Viewed in light of these cases, as well as the general guidelines and policies enunciated earlier, we are of the opinion that Exhibit “B” of plaintiffs’ complaint satisfies Pa.R.C.P. 1019(a) and (f).
Finally, defendant argues that plaintiffs’ complaint is defective in that it fails to set forth what sum or sums, if any, plaintiffs paid defendant or whether plaintiffs complied with and fulfilled the terms of the contracts. In bringing an action on a contract a plaintiff “must show that the defendant came under a contractual duty, that it became immediately performable by the fulfillment of all conditions precedent, and that it was not performed.” 5A Corbin on Contracts §1228, 506. The need to allege the fulfillment of all conditions precedent is not absolute. Only if the agreement describes some conditions precedent will it be the duty of plaintiff to allege their performance: Gsell v. Gsell, 2 Adams 147 (1960). Upon perusal of the two agreements here in question, Exhibits “A” and “C” of plaintiffs’ complaint, we see that there are such conditions precedent in each instance. Each states that plaintiff is to pay one-half the total contract price before work is begun, one-quarter when half-way finished, and the final one-quarter upon completion. The complaint contains no allegations of any payments made by plaintiffs. It would have been sufficient under Pa.R.C.P. 1019(c) for plaintiffs “to aver generally that all conditions precedent have been performed or have occurred.” Since this too was not done by plaintiffs, we must sustain defendant’s prehminary objections as to this point.

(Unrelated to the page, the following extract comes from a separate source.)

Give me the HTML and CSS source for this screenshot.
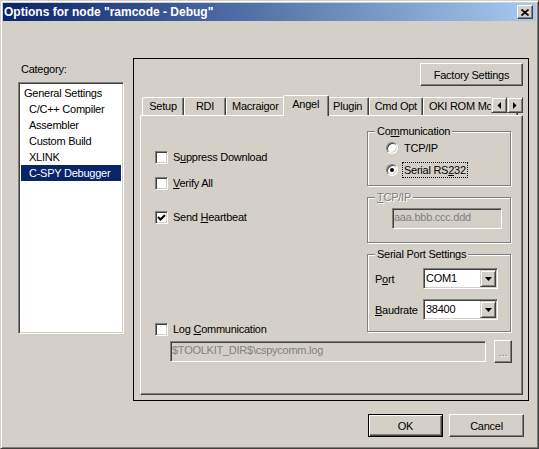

We, therefore, enter the following
*740ORDER
And now, February 20, 1979, after due consideration of the written arguments of counsel, it is ordered and directed that defendants’ preliminary objections be, and the same are hereby denied, with the exception of paragraphs no. 3 and 4, which are granted to the extent set forth in this opinion.
Plaintiff shall have 20 days from the filing of this order to file an amended complaint.
. Pa.R.C.P. 1019(f) states that “items of special damage shall be specifically stated.”